O senador José Serra, em artigo publicado hoje no Estadão, acusa a decisão do governo de liberar o FGTS de populista e heterodoxa, mesmo vindo de uma equipe econômica ortodoxa. Para Serra, um dos tucanos mais esquerdistas, isso significa sacrificar poupança e investimento em prol do consumo, e poderá afetar negativamente o trabalhador:
É preciso lembrar que os saques são realizados pelos trabalhadores mais em razão de demissões sem justa causa e de aposentadoria. E 84% dos cotistas do FGTS têm saldo acumulado de até um salário mínimo. Criar uma modalidade permanente de saques das contas do FGTS é uma medida populista que compromete investimentos subsidiados pelo fundo e deixará a maioria dos trabalhadores sem recursos na demissão e na aposentadoria.
Serra defende o uso atual dos recursos, basicamente para subsidiar investimentos habitacionais, e banca o advogado de defesa dos empresários que se organizaram para reclamar com o governo, fazendo lobby pela manutenção do fundo: “Expande-se a demanda das pessoas por bens e serviços à custa do encolhimento potencial das operações de investimentos subsidiadas pelo fundo. Não é por menos que porta-vozes das empresas de construção habitacional assumiram atitude crítica diante do anúncio”.
O senador tem razão? De forma bem simples e direta, não. Ele tem até um ponto: liberar o FGTS pode estimular consumo mesmo, mas isso só se as famílias resolverem gastar dessa forma os recursos, que são seus! E eis o ponto essencial aqui: a premissa por trás da mentalidade de Serra é que o indivíduo gasta mal seu próprio dinheiro, e que o governo deve decidir por ele, criando uma “poupança forçada”.
Esse ato de reter de forma compulsória o recurso do trabalhador e decidir como usar é visto por Serra como louvável e positivo, enquanto para os liberais é claramente um ato de confisco e ineficiente. O FGTS historicamente rende muito pouco e o resultado é esse: grandes empresários influentes pressionam o governo para que gaste os recursos de forma subsidiada em seus setores, em empreendimentos imobiliários que muitas vezes sequer fazem sentido econômico.
Ou seja, o trabalhador pobre sustenta o empresário rico, e o esquerdista Serra aplaude. A medida, segundo a equipe econômica, tem cunho justamente liberal, ou seja, devolver os recursos aos próprios trabalhadores. Adolfo Sachsida, secretário de Economia do governo Bolsonaro, enviou uma apresentação nesta quarta com vários dados e argumentos que sustentam a decisão, e fica claro o objetivo liberal de longo prazo, mais do que o estímulo “populista” de curto prazo (que existe).
Efeitos imediatos:
- 81% das contas tem valor inferior a R$ 500
- 54,7 milhões de trabalhadores têm menos de R$ 500,00 na soma de suas contas
- 37,3% das pessoas que estão com nome negativado tem dívidas inferiores a R$ 500
- 23 milhões de pessoas poderão quitar sua dívida
- Trabalhadores têm R$ 419 bilhões nas suas contas do FGTS.

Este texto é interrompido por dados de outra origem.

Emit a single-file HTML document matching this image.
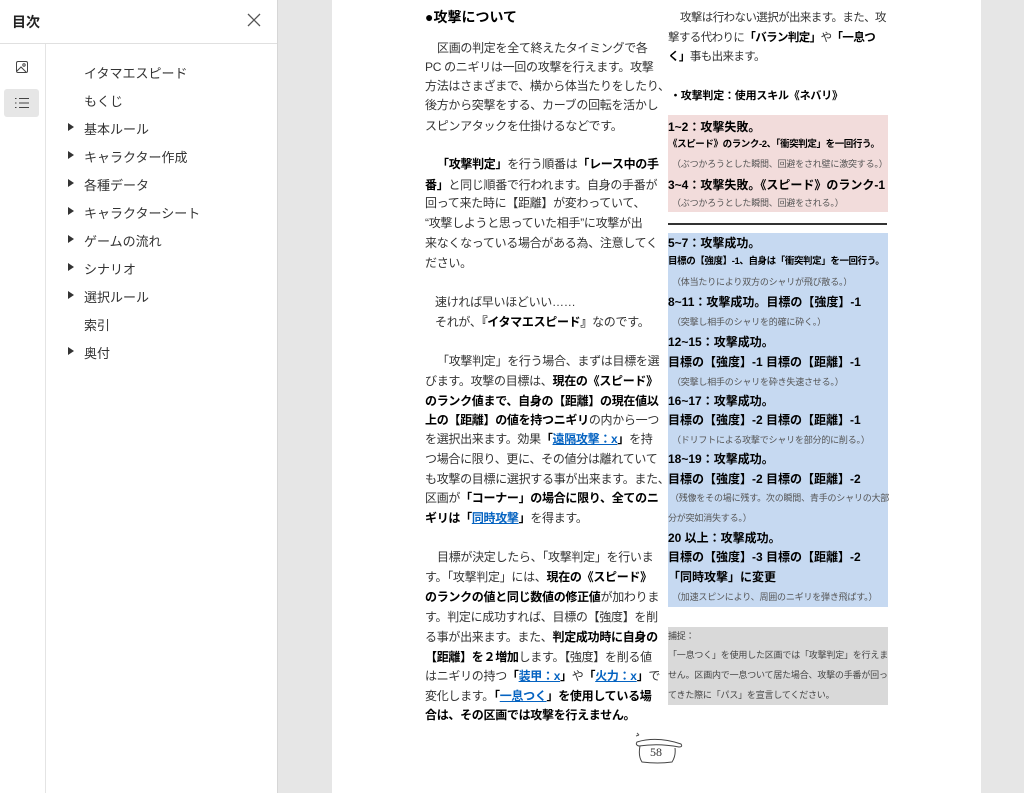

- Ao mesmo tempo as regras de saque são muito restritas impedindo seu uso pelas famílias.
- O endividamento das famílias está muito elevado (63,2 milhões de pessoas com dívida atrasadas, dados da Serasa Experian), e num patamar crescente.
- Atualmente, 3,8 milhões de famílias nas capitais estão com contas em atraso, e 1,6 milhão não tem condição de pagar as dívidas atrasadas.
- Além disso, os recursos dos trabalhadores rendem historicamente abaixo da inflação no FGTS. Assim, quando os trabalhadores conseguem sacar os valores já estão muito defasados.
Esses são alguns dos dados divulgados. Para a equipe econômica, a regra atual do FGTS contribui para severas distorções no mercado de trabalho. Produz elevada rotatividade, informalidade, baixa produtividade e acaba elevando o desemprego. Os objetivos com as mudanças, portanto, seriam devolver ao trabalhador um recurso que é seu, aumentar a remuneração do trabalhador sem onerar os empregadores, e elevar a produtividade no mercado de trabalho. Não parecem intenções populistas…
Em resumo, é preciso questionar a premissa: ou você concorda com Serra e acha que o trabalhador não merece liberdade para escolher o destino de seu próprio dinheiro, ou concorda com os liberais da equipe econômica e aceita que não cabe ao estado decidir como e onde gastar o dinheiro do trabalhador. Populismo? Não! É liberalismo mesmo, senador!